The authors note that the time-mean flow was taken from the eastern North Pacific, which during winter is dominated by the subtropical jet stream, while the model appears to be too sensitive to the forcing when using the time-mean conditions from the North Atlantic, which has more the nature of an eddy-driven jet.
The following pressure levels (hPa) are used in this study: 100, 200, 250, 300, 400, 500, 600, 700, 800, 850, and 900.
Diabatic heating refers to the sum of the potential temperature tendencies due to radiation, turbulence, convection, the microphysics of clouds, and the drag of gravity waves from the physical model underlying the reanalysis data.
Acknowledgments.
This work was supported by the Swiss National Science Foundation through project Grant 204181. We thank three anonymous reviewers for their comments, which helped improve the quality and clarity of this paper.

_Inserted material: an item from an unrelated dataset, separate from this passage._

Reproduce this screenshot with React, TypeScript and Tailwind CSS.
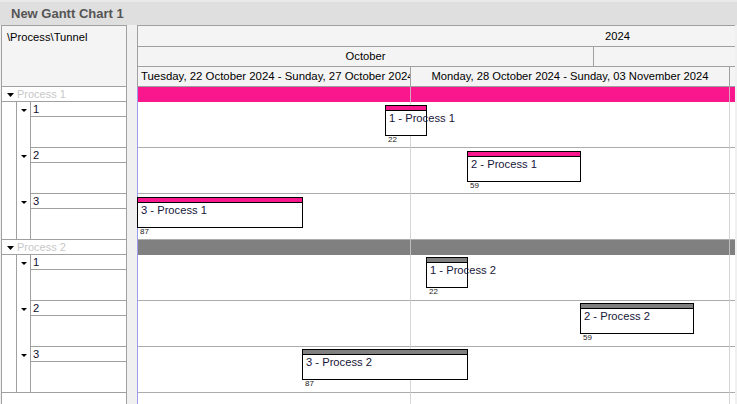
import React from 'react';

type Task = { left: number; width: number; top: number; label: string; num: string };
type Group = { name: string; bar: string; band: string; tasks: Task[] };

const groups: Group[] = [
  {
    name: 'Process 1',
    bar: 'bg-[#fa168c]',
    band: 'bg-[#fa168c]',
    tasks: [
      { left: 247, width: 42, top: 3, label: '1 - Process 1', num: '22' },
      { left: 329, width: 114, top: 3, label: '2 - Process 1', num: '59' },
      { left: -1, width: 166, top: 3, label: '3 - Process 1', num: '87' },
    ],
  },
  {
    name: 'Process 2',
    bar: 'bg-[#808080]',
    band: 'bg-[#808080]',
    tasks: [
      { left: 288, width: 42, top: 2, label: '1 - Process 2', num: '22' },
      { left: 442, width: 114, top: 2, label: '2 - Process 2', num: '59' },
      { left: 164, width: 166, top: 2, label: '3 - Process 2', num: '87' },
    ],
  },
];

function Tri({ w = 7, h = 4 }: { w?: number; h?: number }) {
  return (
    <svg width={w} height={h} viewBox={`0 0 ${w} ${h}`} className="block">
      <polygon points={`0,0 ${w},0 ${w / 2},${h}`} fill="#000" />
    </svg>
  );
}

function TaskBox({ t, band }: { t: Task; band: string }) {
  return (
    <div
      className="absolute z-[2] h-[31px] border border-black bg-white"
      style={{ left: t.left, width: t.width, top: t.top }}
    >
      <div className={`h-[5px] border-b border-black ${band}`} />
      <div className="whitespace-nowrap pl-[3px] text-[11.2px] leading-[14px] text-[#16163a]">{t.label}</div>
      <div className="absolute left-[2px] top-[30px] text-[8px] leading-none text-[#202020]">{t.num}</div>
    </div>
  );
}

function LeftGroup({ g }: { g: Group }) {
  return (
    <div>
      <div className="flex h-[15px] items-center border-b border-[#a0a0a0]">
        <div className="flex w-[15px] justify-start pl-[5px] pt-[1px]">
          <Tri />
        </div>
        <span className="text-[11px] leading-none text-[#c8c8c8]">{g.name}</span>
      </div>
      <div className="flex border-b border-[#a0a0a0]">
        <div className="w-[15px] border-r border-[#a0a0a0]" />
        <div className="flex-1">
          {[1, 2, 3].map((n, i) => (
            <div key={n} className={`flex ${i < 2 ? 'h-[46px]' : 'h-[45px]'}`}>
              <div className="w-[14px] border-r border-[#a0a0a0] pl-[4px] pt-[7px]">
                <Tri w={6} h={3} />
              </div>
              <div className="flex flex-1 flex-col">
                <div className="h-[15px] border-b border-[#a0a0a0] pl-[2px] text-[11.2px] leading-[14px] text-[#101030]">
                  {n}
                </div>
                {i < 2 ? <div className="h-[31px] border-b border-[#a0a0a0]" /> : <div className="h-[30px]" />}
              </div>
            </div>
          ))}
        </div>
      </div>
    </div>
  );
}

export default function App() {
  return (
    <div className="flex h-[404px] w-[737px] flex-col overflow-hidden bg-[#f0f0f0] font-['Liberation_Sans',Arial,sans-serif] text-[11.2px] text-black">
      <div className="flex h-[25px] shrink-0 items-center border-t-2 border-[#e9e9e9] bg-[#dfdfdf] pl-[11px] text-[13px] font-bold text-[#555555]">
        New Gantt Chart 1
      </div>
      <div className="flex min-h-0 flex-1">
        {/* Left tree panel */}
        <div className="ml-[1px] flex w-[126px] shrink-0 flex-col border-x border-[#a0a0a0] bg-white">
          <div className="h-[62px] shrink-0 border-y border-[#a0a0a0] bg-[#f4f4f4] pl-[5px] pt-[4px] leading-[14px]">
            \Process\Tunnel
          </div>
          {groups.map((g) => (
            <LeftGroup key={g.name} g={g} />
          ))}
        </div>
        {/* Splitter */}
        <div className="w-[10px] shrink-0 bg-[#f0f0f0]" />
        {/* Chart */}
        <div className="flex w-[598px] shrink-0 flex-col">
          <div className="h-[62px] shrink-0 border-l border-t border-[#a0a0a0] bg-[#f4f4f4]">
            <div className="flex h-[21px] items-center border-b border-[#a0a0a0] pl-[467px]">2024</div>
            <div className="flex h-[20px] border-b border-[#a0a0a0]">
              <div className="flex w-[456px] items-center justify-center border-r border-[#a0a0a0]">October</div>
              <div className="flex-1" />
            </div>
            <div className="flex h-[20px] border-b border-[#a0a0a0]">
              <div className="flex w-[273px] items-center overflow-hidden whitespace-nowrap border-r border-[#a0a0a0] pl-[3px] text-[11.4px]">
                Tuesday, 22 October 2024 - Sunday, 27 October 2024
              </div>
              <div className="flex w-[319px] items-center justify-center whitespace-nowrap border-r border-[#a0a0a0]">
                Monday, 28 October 2024 - Sunday, 03 November 2024
              </div>
              <div className="flex-1" />
            </div>
          </div>
          <div className="relative flex-1 border-l border-[#9c9cec] bg-white">
            {groups.map((g) => (
              <div key={g.name}>
                <div className={`h-[15px] ${g.bar}`} />
                {g.tasks.map((t, i) => (
                  <div key={i} className="relative h-[46px] border-b border-[#acacac]">
                    <TaskBox t={t} band={g.band} />
                  </div>
                ))}
              </div>
            ))}
            <div className="absolute bottom-0 left-[272px] top-0 z-[1] w-px bg-[#cccccc]/80" />
            <div className="absolute bottom-0 left-[591px] top-0 z-[1] w-px bg-[#cccccc]/80" />
          </div>
        </div>
      </div>
    </div>
  );
}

Data availability statement.
The ERA5 data are publicly available on the Copernicus Climate Change Service (C3S) Climate Data Store: https://doi.org/10.24381/cds.adbb2d47 (Hersbach et al. 2023). ICON simulations used in this paper will be archived at ETH Zurich’s Research Collection for scientific publications and research data under a CC-BY 4.0 license for at least the upcoming 15 years (https://doi.org/10.3929/ethz-b-000696494). ETH Zurich’s Research Collection adheres to the FAIR principles. CESM simulation data will be stored at the Institute of Atmospheric and Climate Science, ETH Zurich, for at least 10 years and will be available on request. The scripts and the data necessary to plot the figures shown in this paper are archived at ETH Zurich’s Research Collections with the same conditions (https://doi.org/10.3929/ethz-b-000696682).
APPENDIX A
Zonal Wind Trends in ERA in the Period 1940–78
Wintertime trends in ERA5 before the satellite era (1940–78) show an equatorward shift of the jet in the Gulf Stream region with a defined southwest–northeast orientation (Fig. A1). This contrasts with the trend for the more recent period, which is mainly characterized by a slight poleward shift of the jet over this region (Fig. 1). Downstream over central and eastern North Atlantic, there is a strong intensification, an equatorward shift, and an extension of the jet affecting southwestern Europe. The trend shows a decrease in zonal wind speed over Hudson Bay and between Iceland and the British Isles and some areas at low latitudes, but there is no clear triple pattern in the trends for this period. In addition, there is a clear positive trend at high latitudes, in contrast to the later period shown in Fig. 1. The significant trends are mainly located over the ocean, where the reanalysis might not be well constrained in this period given the scarcity of observations in the considered period.
APPENDIX B
Zonal Wind Trends in the CESM2 Large Ensemble
The ensemble mean of the selected members of the CESM2 large ensemble (CESM-LENS) for the period 1980–2022 shows a poleward shift of the jet over the North Atlantic (Fig. B1a), in contrast to the small ensemble analyzed in section 5. However, the ensemble spread for the CESM-LENS is also remarkably large in this period with some members showing a poleward shift and others an equatorward shift as can be identified in the ensemble spread, which exhibits two areas of high spread equatorward and poleward of the mean jet (Fig. B1c). However, the trend displayed by ERA5 in midlatitude and low latitude is well captured by some ensemble members and contained within the distribution of the CESM-LENS (Fig. B2).
An inspection of the ensemble mean and spread for the end of the century period (2057–2100) in the CESM-LENS shows a larger signal-to-noise ratio in this period (Figs. B1b,d) with most of the members showing positive trends equatorward of the mean jet over the Gulf Stream and an extension over Europe. However, there is still some variability in the position of the extension over Europe and the strength of the positive trend as it is depicted by both the five-member ensemble and the CESM-LENS (Figs. 17 and B1d).